— STATED EXERCISE —
Each line of the listing that contains the word "with" is to be copied.

------------------------

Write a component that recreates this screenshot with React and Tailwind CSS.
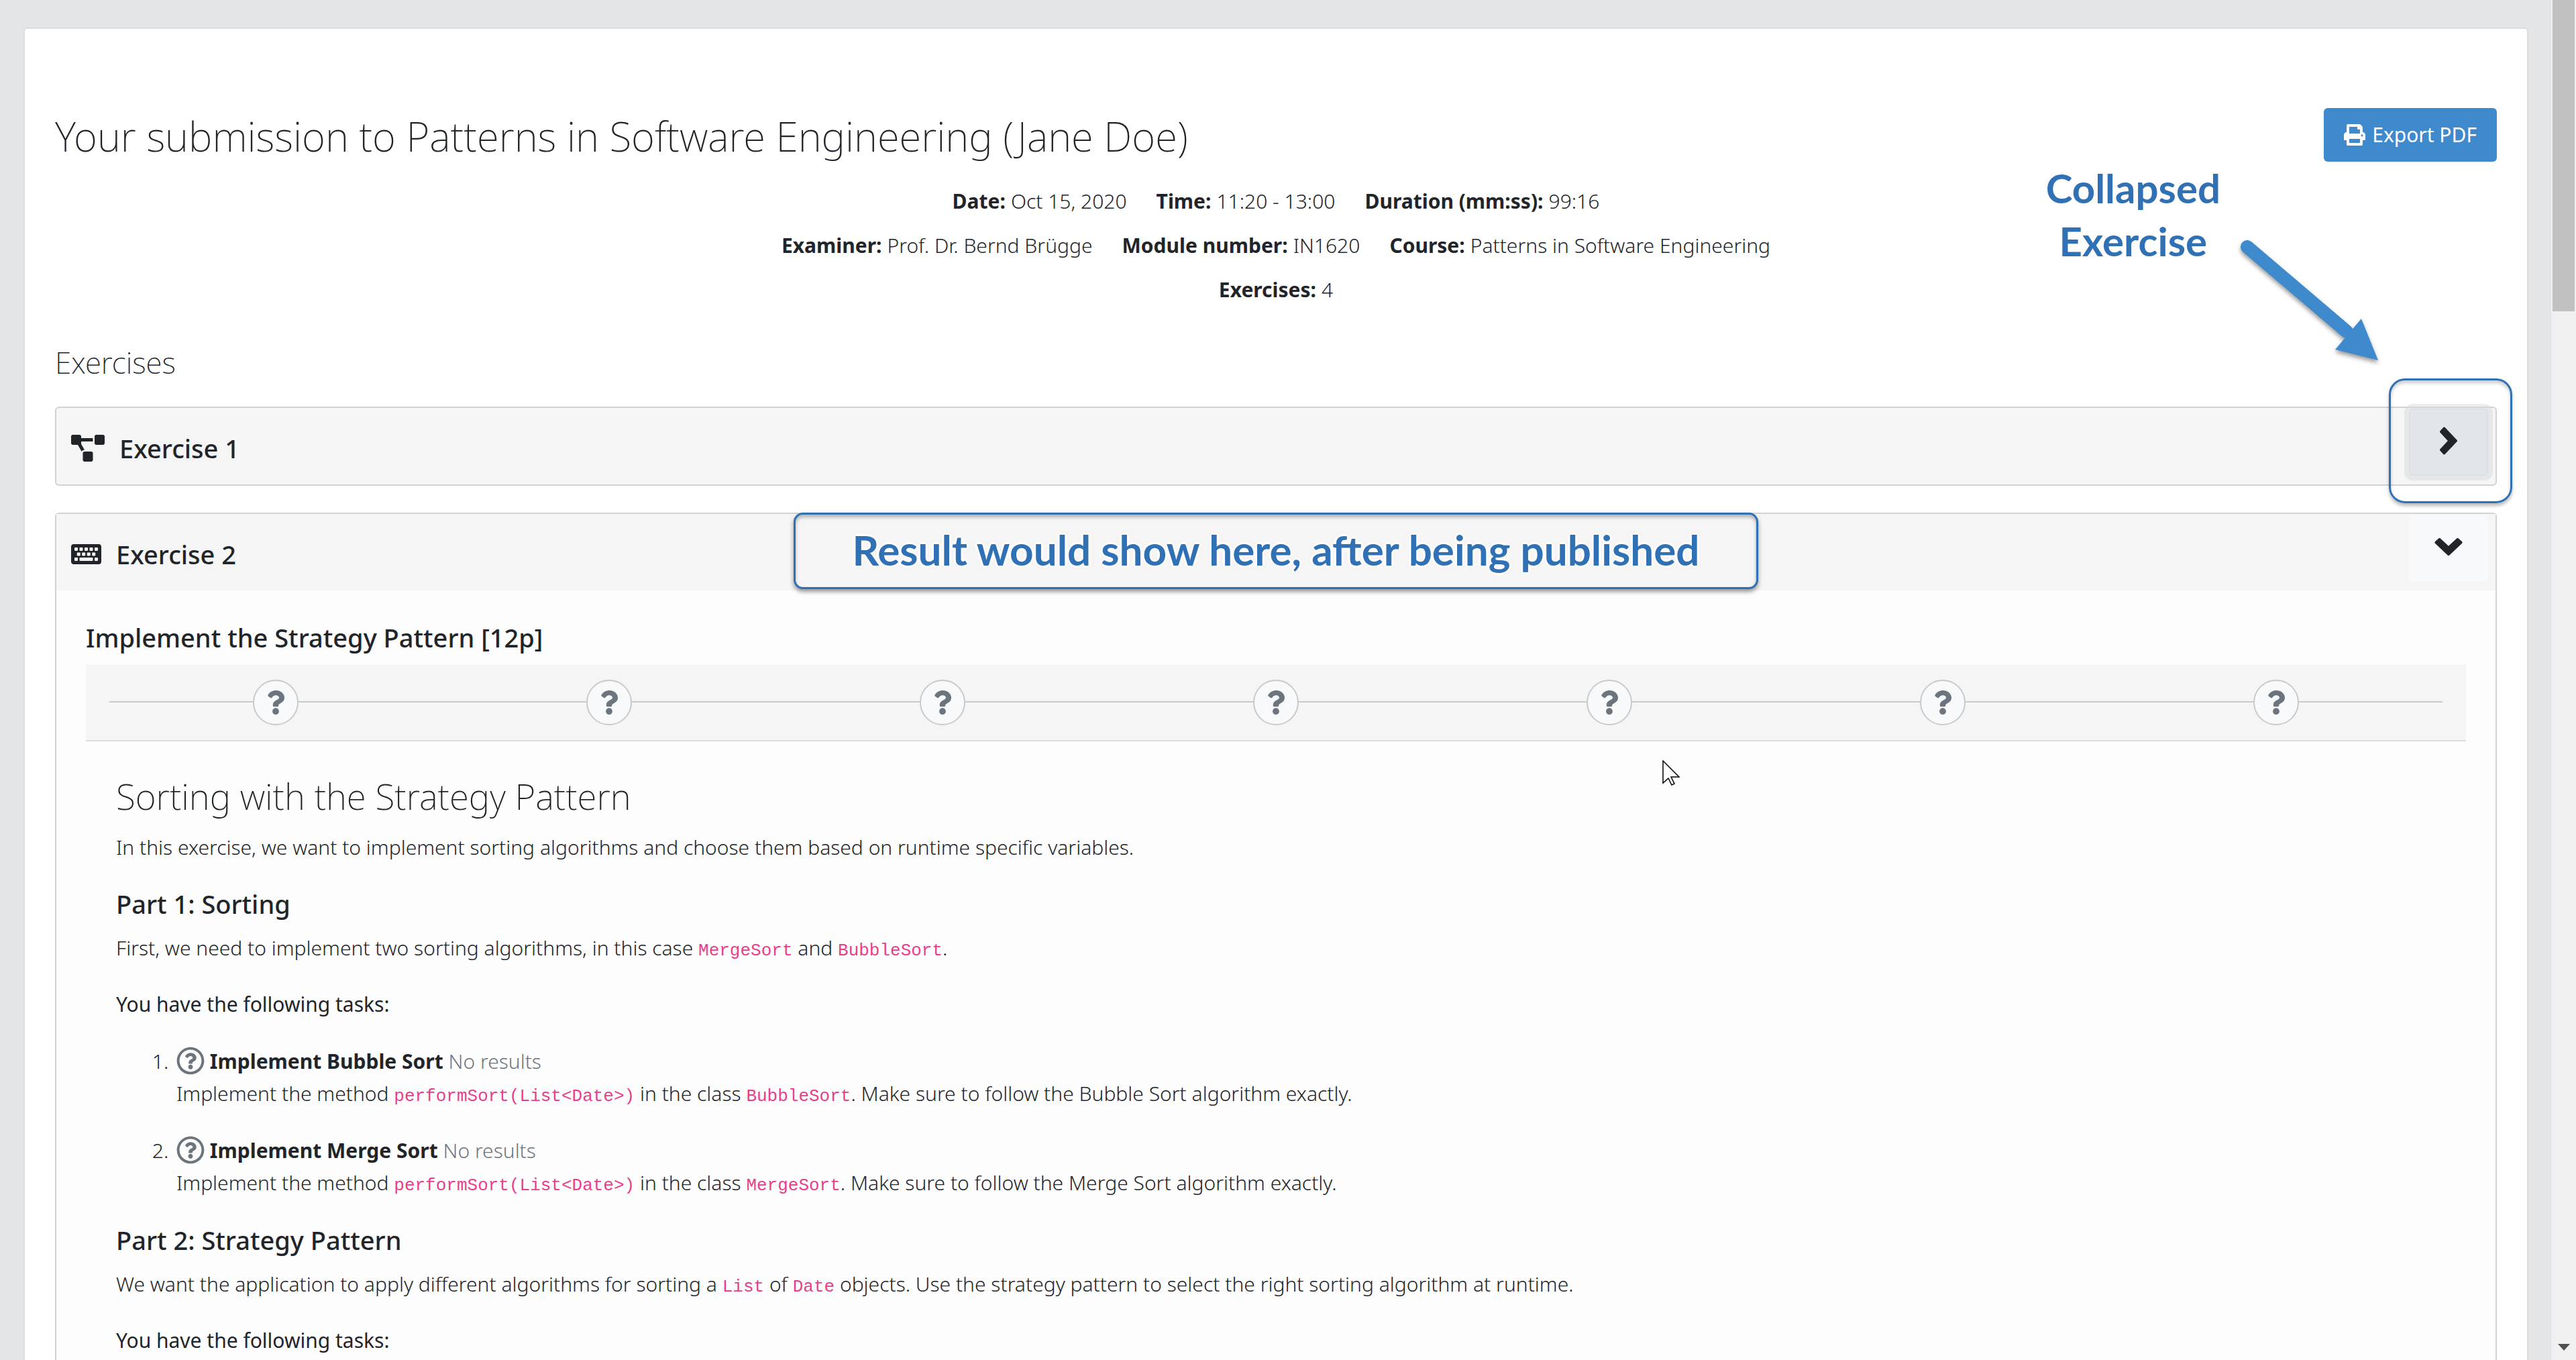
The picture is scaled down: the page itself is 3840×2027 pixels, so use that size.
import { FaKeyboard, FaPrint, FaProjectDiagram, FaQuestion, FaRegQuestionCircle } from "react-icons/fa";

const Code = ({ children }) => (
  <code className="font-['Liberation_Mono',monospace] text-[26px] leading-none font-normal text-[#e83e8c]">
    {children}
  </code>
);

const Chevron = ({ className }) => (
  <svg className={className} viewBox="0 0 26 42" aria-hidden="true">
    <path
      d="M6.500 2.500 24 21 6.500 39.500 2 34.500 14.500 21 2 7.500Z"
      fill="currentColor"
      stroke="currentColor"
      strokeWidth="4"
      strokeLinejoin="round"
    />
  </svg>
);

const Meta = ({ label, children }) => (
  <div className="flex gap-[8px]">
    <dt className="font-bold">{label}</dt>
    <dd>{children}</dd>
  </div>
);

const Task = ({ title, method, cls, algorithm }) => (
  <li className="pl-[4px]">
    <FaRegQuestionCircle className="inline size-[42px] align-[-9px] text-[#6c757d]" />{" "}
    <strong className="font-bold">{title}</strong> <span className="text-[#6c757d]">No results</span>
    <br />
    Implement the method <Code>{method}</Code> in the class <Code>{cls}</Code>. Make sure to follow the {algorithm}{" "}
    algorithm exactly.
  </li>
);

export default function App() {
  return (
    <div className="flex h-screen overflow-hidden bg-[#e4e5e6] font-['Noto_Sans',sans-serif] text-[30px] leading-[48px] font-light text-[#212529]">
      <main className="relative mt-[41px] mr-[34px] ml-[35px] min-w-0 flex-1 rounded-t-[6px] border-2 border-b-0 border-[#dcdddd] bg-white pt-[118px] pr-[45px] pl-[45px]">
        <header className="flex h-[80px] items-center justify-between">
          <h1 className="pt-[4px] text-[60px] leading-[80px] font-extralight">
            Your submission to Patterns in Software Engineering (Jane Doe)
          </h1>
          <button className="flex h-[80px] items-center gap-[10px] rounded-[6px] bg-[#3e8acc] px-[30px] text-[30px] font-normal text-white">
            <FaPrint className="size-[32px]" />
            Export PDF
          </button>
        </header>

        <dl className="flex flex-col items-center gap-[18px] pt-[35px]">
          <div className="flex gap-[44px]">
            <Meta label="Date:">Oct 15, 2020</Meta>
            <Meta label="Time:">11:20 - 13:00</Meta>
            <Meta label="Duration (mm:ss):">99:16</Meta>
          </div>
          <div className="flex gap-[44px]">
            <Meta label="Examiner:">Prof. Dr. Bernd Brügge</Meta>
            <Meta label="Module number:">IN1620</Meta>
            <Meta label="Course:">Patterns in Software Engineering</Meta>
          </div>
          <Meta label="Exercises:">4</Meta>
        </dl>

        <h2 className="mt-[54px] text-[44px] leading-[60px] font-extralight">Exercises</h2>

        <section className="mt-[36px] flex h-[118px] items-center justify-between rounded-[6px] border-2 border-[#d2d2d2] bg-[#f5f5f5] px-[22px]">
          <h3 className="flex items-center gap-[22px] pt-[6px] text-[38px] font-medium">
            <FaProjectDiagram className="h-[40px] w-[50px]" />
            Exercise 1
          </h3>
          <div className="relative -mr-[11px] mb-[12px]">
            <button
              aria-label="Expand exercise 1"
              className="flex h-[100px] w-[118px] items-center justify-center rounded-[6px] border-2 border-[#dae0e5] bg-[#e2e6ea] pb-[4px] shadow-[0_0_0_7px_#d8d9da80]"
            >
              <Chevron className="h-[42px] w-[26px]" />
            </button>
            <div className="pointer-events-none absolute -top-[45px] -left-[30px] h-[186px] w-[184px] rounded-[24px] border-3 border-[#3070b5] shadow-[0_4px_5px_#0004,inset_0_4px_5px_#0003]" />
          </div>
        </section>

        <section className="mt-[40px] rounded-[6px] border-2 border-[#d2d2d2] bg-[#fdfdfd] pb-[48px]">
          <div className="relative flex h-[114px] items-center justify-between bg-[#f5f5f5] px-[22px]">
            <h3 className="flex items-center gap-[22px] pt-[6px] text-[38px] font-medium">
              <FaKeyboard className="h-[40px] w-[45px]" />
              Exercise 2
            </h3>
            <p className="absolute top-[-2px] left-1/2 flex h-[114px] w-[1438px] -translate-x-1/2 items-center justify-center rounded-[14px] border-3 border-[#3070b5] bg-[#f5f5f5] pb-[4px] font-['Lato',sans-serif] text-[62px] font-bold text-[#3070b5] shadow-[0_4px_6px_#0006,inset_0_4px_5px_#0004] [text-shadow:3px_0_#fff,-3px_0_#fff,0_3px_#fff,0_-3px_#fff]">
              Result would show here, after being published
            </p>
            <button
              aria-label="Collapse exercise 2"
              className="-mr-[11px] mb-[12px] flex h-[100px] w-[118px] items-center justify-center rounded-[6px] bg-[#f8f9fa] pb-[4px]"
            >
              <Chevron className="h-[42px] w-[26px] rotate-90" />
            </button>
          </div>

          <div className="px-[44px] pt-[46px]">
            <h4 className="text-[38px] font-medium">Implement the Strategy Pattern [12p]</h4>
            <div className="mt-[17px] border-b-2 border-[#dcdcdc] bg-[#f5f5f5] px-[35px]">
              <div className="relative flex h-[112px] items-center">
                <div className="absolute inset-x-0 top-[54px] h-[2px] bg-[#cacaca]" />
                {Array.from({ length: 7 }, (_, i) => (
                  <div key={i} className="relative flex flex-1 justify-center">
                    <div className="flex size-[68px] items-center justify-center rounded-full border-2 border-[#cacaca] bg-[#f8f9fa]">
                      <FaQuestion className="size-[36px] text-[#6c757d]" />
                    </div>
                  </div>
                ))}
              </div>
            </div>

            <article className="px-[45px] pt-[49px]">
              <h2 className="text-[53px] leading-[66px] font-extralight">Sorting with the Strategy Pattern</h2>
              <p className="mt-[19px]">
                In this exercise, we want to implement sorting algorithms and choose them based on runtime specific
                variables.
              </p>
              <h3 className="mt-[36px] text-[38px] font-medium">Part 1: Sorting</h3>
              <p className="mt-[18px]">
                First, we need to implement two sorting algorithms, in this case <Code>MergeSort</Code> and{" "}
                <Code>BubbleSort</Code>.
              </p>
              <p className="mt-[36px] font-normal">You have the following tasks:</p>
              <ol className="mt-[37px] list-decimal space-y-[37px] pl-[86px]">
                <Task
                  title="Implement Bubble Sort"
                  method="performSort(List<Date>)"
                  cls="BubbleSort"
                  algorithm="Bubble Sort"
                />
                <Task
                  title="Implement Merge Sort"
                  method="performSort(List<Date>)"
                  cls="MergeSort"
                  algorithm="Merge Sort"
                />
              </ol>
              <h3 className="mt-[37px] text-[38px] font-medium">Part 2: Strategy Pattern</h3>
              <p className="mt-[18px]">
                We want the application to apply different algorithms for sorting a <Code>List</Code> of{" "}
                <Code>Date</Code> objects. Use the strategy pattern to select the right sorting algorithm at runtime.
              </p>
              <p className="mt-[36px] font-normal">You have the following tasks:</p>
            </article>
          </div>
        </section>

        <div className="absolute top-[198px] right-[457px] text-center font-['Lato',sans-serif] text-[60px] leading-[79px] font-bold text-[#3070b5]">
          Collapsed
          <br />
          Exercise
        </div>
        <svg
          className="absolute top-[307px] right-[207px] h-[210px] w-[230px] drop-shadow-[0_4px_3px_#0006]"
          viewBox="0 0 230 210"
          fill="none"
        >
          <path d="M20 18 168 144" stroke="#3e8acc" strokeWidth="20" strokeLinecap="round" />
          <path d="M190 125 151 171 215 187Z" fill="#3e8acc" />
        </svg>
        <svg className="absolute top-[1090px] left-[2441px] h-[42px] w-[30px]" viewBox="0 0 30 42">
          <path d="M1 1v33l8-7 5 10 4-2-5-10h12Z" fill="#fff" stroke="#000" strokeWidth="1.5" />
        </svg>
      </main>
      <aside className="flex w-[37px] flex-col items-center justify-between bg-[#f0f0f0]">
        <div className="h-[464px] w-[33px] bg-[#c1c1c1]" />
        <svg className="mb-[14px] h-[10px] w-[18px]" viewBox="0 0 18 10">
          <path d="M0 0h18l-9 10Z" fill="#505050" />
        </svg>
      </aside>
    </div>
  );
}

------------------------

— SOLVED EXERCISE —
Write a component that recreates this screenshot with React and Tailwind CSS.
              <h2 className="text-[53px] leading-[66px] font-extralight">Sorting with the Strategy Pattern</h2>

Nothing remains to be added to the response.